As the cloud hype continues into an exponential roar of a pre-launch countdown, you have to wonder how much of the excitement is catching outside of the IT microcosm. On one hand you have a relatively unproven business model, yet we’re looking at possibly the largest wave of hype ever to hit the IT industry. The average CIO today is driving hard for cloud, private, public, whatever it takes to get to the cloud, while the average IT architect is still trying to figure out what exactly we mean by cloud. Politicians have gotten on the magic carpet ride too.

A great example is Rueven Carlye, state representative of my old stomping grounds in Washington state, who is rallying against a new state data center project in Olympia, calling it ‘a 300 million dollar mistake’ in defense of lower costs via cloud providers.  That’s a bold move for attacking an entire data center budget, where the state likely runs on 100’s of legacy applications and platforms, unlikely ever to be candidates for cloud computing. A more pragmatic push to cloud is afoot at the city of Los Angeles, with legislators gunning to shift desktop workload to Google applications.

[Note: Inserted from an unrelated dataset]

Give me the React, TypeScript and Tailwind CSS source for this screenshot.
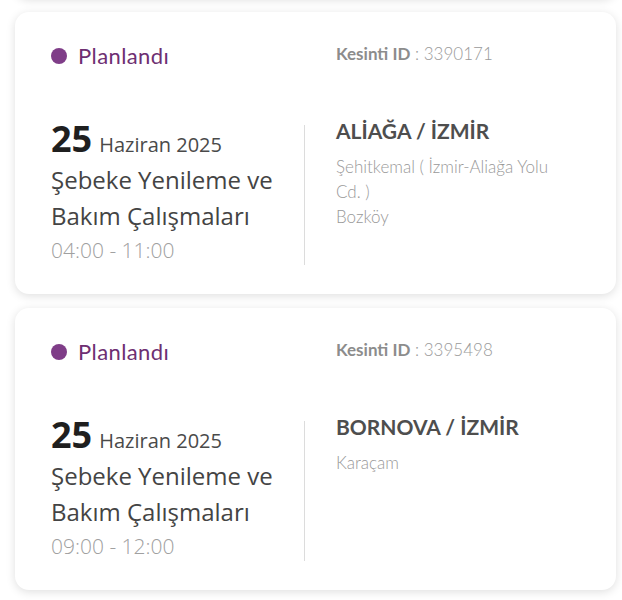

So do we suddenly have tech-savvy legislators, or do we have a growing lobby influence from the cloud pioneers, Google and Amazon? I’d speculate that millions of lobbying effort per quarter is only the beginning.

But we IT pioneers pack up our wagon train and head into the cloud; do we have any laws defining ‘who owns the data’? As far as my research on the topic goes, the answer is no.  You do have broad legislation in the European Union limiting private data movement out of country, but practically no laws outlining who owns your data when it goes into the cloud (or anywhere for that matter). One 3rd party cloud architect noted, ‘chain of custody is the only legal precedent protecting data ownership in the cloud’, and if you don’t have that, you don’t have much of a legal leg to stand on if you’re data is being uploaded into a 3rd party virtual infrastructure and ownership/control is called into question.  Definitely reminds me of feudal Europe – those who own the land (infrastructure) have the power (over the data) in the emerging cloud market.